At Sai Kaew Resort, where I’m staying, the splendour and surprises continue. Among lush forest, in an open air reception and lounge area, a delicious lychee/mint iced welcome drink, cold towel and warm ‘sawadee ka’ set the scene. 

 

 

A short walk to my Deluxe Premier Room - which sits among tree-lined walkways in the resort’s Hip Zone - and the wonder continues. 

 

Contemporary in design, my abode features sea-inspired touches and beautifully lit-timbers, along with an equally stunning bathroom that boasts floor to ceiling window through to the main room. Other in-room features include a large tv, work space, free wifi, espresso coffee and mini bar.

 

Outside, I’m just metres away from the Hip Zone’s 50ft luxury infinity pool. But there are also swimming spots in the Hub Zone, which boasts a swim-up bar, and in the leafier Hide Zone.

 

Breakfast views

 

Breakfast, which is taken in the open-air, oceanside Zea Restaurant, features a range of Thai dishes like yellow noodles with minced pork, or fried chicken with garlic and pepper.
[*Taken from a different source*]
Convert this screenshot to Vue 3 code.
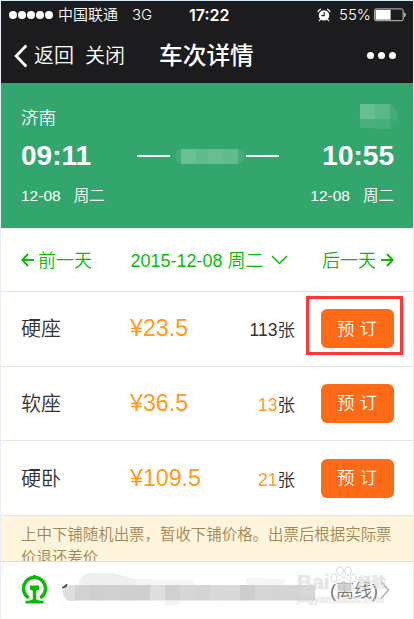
<template>
  <div class="phone">
    <header class="header">
      <div class="status">
        <div class="signal">
          <i v-for="n in 5" :key="n"></i>
        </div>
        <span class="carrier">中国联通</span>
        <span class="network">3G</span>
        <span class="clock">17:22</span>
        <svg class="alarm" width="14" height="14" viewBox="0 0 14 14">
          <circle cx="7" cy="7.4" r="5.2" fill="#fff" />
          <path d="M1 3.6 3.4 1.3M13 3.6 10.6 1.3M3.4 11.600 2.400 12.600M10.600 11.600l1 1" stroke="#fff" stroke-width="1.3" stroke-linecap="round" />
          <path d="M7.2 4v3.6H4.4" fill="none" stroke="#1c1c1f" stroke-width="1.1" />
        </svg>
        <span class="percent">55%</span>
        <svg class="battery" width="33" height="14" viewBox="0 0 33 14">
          <rect x=".6" y=".9" width="28.6" height="11.8" rx="1.6" fill="none" stroke="#c4c4c6" />
          <rect x="1.6" y="1.9" width="15" height="9.8" fill="#fff" />
          <path d="M30.4 4.6c1.6.6 1.6 4 0 4.6z" fill="#fff" />
        </svg>
      </div>
      <div class="navbar">
        <svg class="back" width="14" height="24" viewBox="0 0 14 24">
          <path d="M12.3 1.5 2.2 12l10.1 10.5" fill="none" stroke="#fff" stroke-width="2.8" />
        </svg>
        <span class="nav-text">返回</span>
        <span class="nav-text close">关闭</span>
        <h1 class="title">车次详情</h1>
        <div class="more"><i></i><i></i><i></i></div>
      </div>
    </header>

    <section class="trip">
      <div class="stations">
        <span>济南</span>
        <svg width="54" height="26" viewBox="0 0 54 26">
          <path d="M0 14 15 8v8z" fill="#35a76e" />
          <rect x="16" y="0" width="15" height="15" fill="#68be92" />
          <rect x="31" y="0" width="15" height="15" fill="#5ab788" />
          <rect x="16" y="15" width="15" height="9" fill="#4aaf7c" />
          <rect x="31" y="15" width="15" height="10" fill="#48ae7a" />
          <path d="M46 0q8 4 8 15h-8z" fill="#44ac77" />
          <path d="M46 15h8q-2 8-8 10z" fill="#3ba971" />
        </svg>
      </div>
      <div class="times">
        <strong>09:11</strong>
        <div class="route">
          <i></i>
          <svg width="76" height="15" viewBox="0 0 76 15">
            <path d="M11 0Q5 2 5 7.500t6 7.500z" fill="#45ac78" />
            <rect x="11" width="57" height="15" fill="#61bb8d" />
            <rect x="11" width="15" height="15" fill="#6bc096" />
            <rect x="38" width="15" height="15" fill="#67be92" />
            <path d="M68 0q7 2 7 7.500t-7 7.500z" fill="#45ac78" />
          </svg>
          <i></i>
        </div>
        <strong>10:55</strong>
      </div>
      <div class="dates">
        <div><span>12-08</span><span>周二</span></div>
        <div><span>12-08</span><span>周二</span></div>
      </div>
    </section>

    <nav class="days">
      <div class="prev">
        <svg width="13" height="14" viewBox="0 0 13 14">
          <path d="M7 1 1.400 7 7 13M1.400 7H13" />
        </svg>
        <span>前一天</span>
      </div>
      <div class="today">
        <span>2015-12-08 周二</span>
        <svg width="17" height="10" viewBox="0 0 17 10">
          <path d="m1 1 7.500 7.500L16 1" />
        </svg>
      </div>
      <div class="next">
        <span>后一天</span>
        <svg width="13" height="14" viewBox="0 0 13 14">
          <path d="m6 1 5.600 6L6 13M11.600 7H0" />
        </svg>
      </div>
    </nav>

    <ul class="seats">
      <li v-for="seat in seats" :key="seat.name">
        <span class="name">{{ seat.name }}</span>
        <span class="price">¥{{ seat.price }}</span>
        <span class="left"><em :class="{ few: seat.left < 100 }">{{ seat.left }}</em>张</span>
        <button :class="{ marked: seat.marked }">预 订</button>
      </li>
    </ul>

    <p class="notice">上中下铺随机出票，暂收下铺价格。出票后根据实际票价退还差价</p>

    <footer class="account">
      <svg class="logo" width="28" height="30" viewBox="0 0 28 30">
        <path d="M7.800 22.800A11 11 0 1 1 19.200 22.800" fill="none" stroke="#09bb07" stroke-width="3.500" />
        <path d="M9.500 2.500 13.500-.5l4 3z" fill="#09bb07" />
        <path d="M8.800 10.500h9.400v3.700q-1 1.400-3 1.600v8.400q1 1.400 7.300 1.600v2.700h-18v-2.700q6.300-.2 7.300-1.600v-8.400q-2-.2-3-1.600z" fill="#09bb07" />
      </svg>
      <svg class="mosaic" width="272" height="38" viewBox="0 0 272 38">
        <path d="M18 16V9q3-6 10-7h24l22 6v8z" fill="#efefef" />
        <path d="M74 8h16v1h44v7H74zM224 8h-19v-1h-20v9h39z" fill="#f5f5f5" />
        <path d="m1 17 5-4-1 3z" fill="#444" stroke="#444" />
        <path d="M14 14H8q-6 3-6 8 1 6 6 8h6z" fill="#dedede" />
        <rect
          v-for="(c, i) in blocks"
          :key="i"
          :x="14 + i * 15"
          y="14"
          width="15.200"
          height="15.500"
          :fill="c"
        />
        <path d="M104 30h15v4h-15z" fill="#f4f4f4" />
      </svg>
      <span class="offline">(离线)</span>
      <svg class="arrow" width="10" height="20" viewBox="0 0 10 20">
        <path d="m1 1.500 7.500 8.500L1 18.500" fill="none" stroke="#b4b4b4" stroke-width="1.600" />
      </svg>
      <div class="watermark">
        <div class="brand">
          <span>Bai</span>
          <svg width="27" height="27" viewBox="0 0 27 27">
            <ellipse cx="4" cy="12" rx="3" ry="4" />
            <ellipse cx="10" cy="5" rx="3.200" ry="4.200" />
            <ellipse cx="18" cy="5" rx="3.200" ry="4.200" />
            <ellipse cx="23.500" cy="12" rx="3" ry="3.800" />
            <path d="M14 11c-4 0-4 4-7 6s-3 8 1 8h12c5 0 4-6 1-8s-3-6-7-6z" />
            <text x="7.500" y="23.500" font-size="11">du</text>
          </svg>
          <span class="cn">经验</span>
        </div>
        <div class="site">jingyan.baidu.com</div>
      </div>
    </footer>
  </div>
</template>

<script setup>
const seats = [
  { name: '硬座', price: '23.5', left: 113, marked: true },
  { name: '软座', price: '36.5', left: 13 },
  { name: '硬卧', price: '109.5', left: 21 },
];

const blocks = [
  '#d2d2d2', '#cecece', '#d0d0d0', '#cecece', '#cfcfcf', '#dedede', '#d0d0d0', '#d6d6d6',
  '#d4d4d4', '#d9d9d9', '#d8d8d8', '#cdcdcd', '#d6d6d6', '#d5d5d5', '#d5d5d5', '#d8d8d8',
];
</script>

<style>
body {
  margin: 0;
  background: #fff;
}
</style>

<style scoped>
.phone {
  box-sizing: border-box;
  width: 414px;
  height: 619px;
  overflow: hidden;
  border-top: 1px solid #d6e8f5;
  border-left: 1px solid #e6eef9;
  border-right: 1px solid #ebebee;
  background: #fff;
  color: #333;
  font-family: "Liberation Sans", "Noto Sans CJK SC", sans-serif;
  font-weight: 350;
}

svg {
  display: block;
  flex: none;
}

span, strong {
  white-space: nowrap;
}

.header {
  height: 82px;
  background: #1c1c1f;
  color: #fff;
}

.status {
  display: flex;
  align-items: center;
  height: 27px;
  padding-left: 8px;
  font-size: 15px;
}

.signal {
  display: flex;
  gap: 1px;
  width: 49px;
}

.signal i {
  width: 8px;
  height: 8px;
  border-radius: 50%;
  background: #fff;
}

.carrier {
  width: 74px;
  padding-bottom: 2px;
}

.network {
  width: 57px;
  font-family: Inter, sans-serif;
}

.clock {
  width: 129px;
  font-family: Inter, sans-serif;
  font-size: 16px;
  font-weight: 600;
}

.percent {
  width: 35px;
  margin-left: 8px;
  font-family: Inter, sans-serif;
}

.alarm {
  margin-left: -1px;
}

.navbar {
  display: flex;
  align-items: center;
  height: 55px;
  padding-left: 13px;
}

.nav-text {
  margin-left: 6px;
  padding-bottom: 2px;
  font-size: 20px;
}

.nav-text.close {
  margin-left: 11px;
}

.title {
  margin: 0 0 0 34px;
  padding-bottom: 4px;
  font-size: 23.7px;
  font-weight: 500;
}

.more {
  display: flex;
  gap: 4px;
  margin-left: 113px;
}

.more i {
  width: 7px;
  height: 7px;
  border-radius: 50%;
  background: #fff;
}

.trip {
  box-sizing: border-box;
  height: 146px;
  padding: 21px 19px 0 20px;
  border-bottom: 1px solid #e6e9e7;
  background: #32a66c;
  color: #fff;
}

.stations {
  display: flex;
  justify-content: space-between;
  align-items: center;
  height: 26px;
  font-size: 17.5px;
}

.stations span {
  padding-bottom: 2px;
}

.stations svg {
  margin-right: -4px;
}

.times {
  display: flex;
  justify-content: space-between;
  align-items: center;
  height: 52px;
}

.times strong {
  font-size: 28px;
  font-weight: 700;
}

.route {
  display: flex;
  align-items: center;
  margin-left: 2px;
}

.route i {
  width: 33px;
  height: 2px;
  background: #fff;
}

.dates {
  display: flex;
  justify-content: space-between;
  align-items: center;
  height: 24px;
  font-size: 15.5px;
}

.dates div {
  display: flex;
  align-items: baseline;
  gap: 13px;
}

.days {
  box-sizing: border-box;
  display: flex;
  justify-content: space-between;
  align-items: center;
  height: 63px;
  padding: 0 19px 0 20px;
  border-bottom: 1px solid #e4e4e4;
  color: #09bb07;
  font-size: 18px;
}

.days div {
  display: flex;
  align-items: center;
}

.days span {
  padding-bottom: 3px;
}

.days .prev {
  gap: 4px;
}

.days .next {
  gap: 5px;
}

.days .today {
  gap: 7px;
  margin-left: 4px;
}

.days path {
  fill: none;
  stroke: #09bb07;
  stroke-width: 2;
}

.days .today path {
  stroke-width: 1.5;
}

.seats {
  margin: 0;
  padding: 0;
  list-style: none;
}

.seats li {
  box-sizing: border-box;
  display: flex;
  align-items: center;
  height: 74.67px;
  padding: 0 19px 0 20px;
  border-bottom: 1px solid #e4e4e4;
}

.name {
  width: 109px;
  padding-bottom: 2px;
  font-size: 20px;
}

.price {
  flex: 1;
  color: #ff9a1b;
  font-size: 23.2px;
}

.left {
  margin-right: 26px;
  font-size: 17.5px;
}

.left em {
  font-style: normal;
}

.left .few {
  color: #ff9a1b;
}

button {
  position: relative;
  width: 73px;
  height: 39px;
  padding: 0 1px 3px 0;
  border: 0;
  border-radius: 6px;
  background: #ff6a16;
  color: #fff;
  font: inherit;
  font-size: 17.5px;
}

.marked::after {
  content: "";
  position: absolute;
  top: -13px;
  left: -15px;
  box-sizing: border-box;
  width: 97px;
  height: 59px;
  border: 3px solid #fb3838;
}

.notice {
  box-sizing: border-box;
  height: 45px;
  margin: 0;
  padding: 7px 19px 0 20px;
  overflow: hidden;
  background: #fef5dc;
  color: #a58554;
  font-size: 15.45px;
  line-height: 23.5px;
}

.account {
  position: relative;
  box-sizing: border-box;
  display: flex;
  align-items: center;
  height: 58px;
  padding-left: 20px;
  border-top: 1px solid #dcdcdc;
}

.logo {
  margin-right: 12px;
}

.mosaic {
  align-self: flex-start;
  margin-top: 9px;
}

.offline {
  margin-left: -3px;
  padding-bottom: 3px;
  color: #777;
  font-size: 18px;
}

.arrow {
  margin-left: 2px;
}

.watermark {
  position: absolute;
  top: 2px;
  left: 296px;
  color: rgba(255, 255, 255, 0.6);
  font-weight: 700;
  text-shadow: 0 0 1px rgba(0, 0, 0, 0.25);
}

.brand {
  display: flex;
  align-items: flex-end;
  height: 29px;
  font-size: 21px;
  line-height: 22px;
}

.brand svg {
  fill: rgba(255, 255, 255, 0.45);
  stroke: #d4d4d4;
  stroke-width: 0.9;
}

.brand .cn {
  margin-left: 1px;
  font-size: 14px;
}

.site {
  font-size: 10px;
  font-weight: 400;
  line-height: 13px;
  letter-spacing: 0.4px;
}
</style>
But a range of delicious Thai sweets, largely made from sticky rice, is the highlight for me - along with the ever-obliging staff. Right next to Zea, Z Bar looks the perfect place for a pre-dinner cocktail.

 

Elsewhere in the resort, there’s the a cafe and gift shop, gymnasium, Saikaew Wellness Center and even free yoga classes for guests. And on its doorstep, all sorts of aquatic activities can be arranged, including spectacular diving and snorkelling trips to nearby islands.   

 

Surprisingly, Koh Samet and Sai Kaew Resort offer something for everyone, from infants to the big kids at heart, from the reveller to the relaxer. Unsurprisingly, I’m loathe to leave. 

 

Traveltalk was a guest of the Tourism Authority of Thailand.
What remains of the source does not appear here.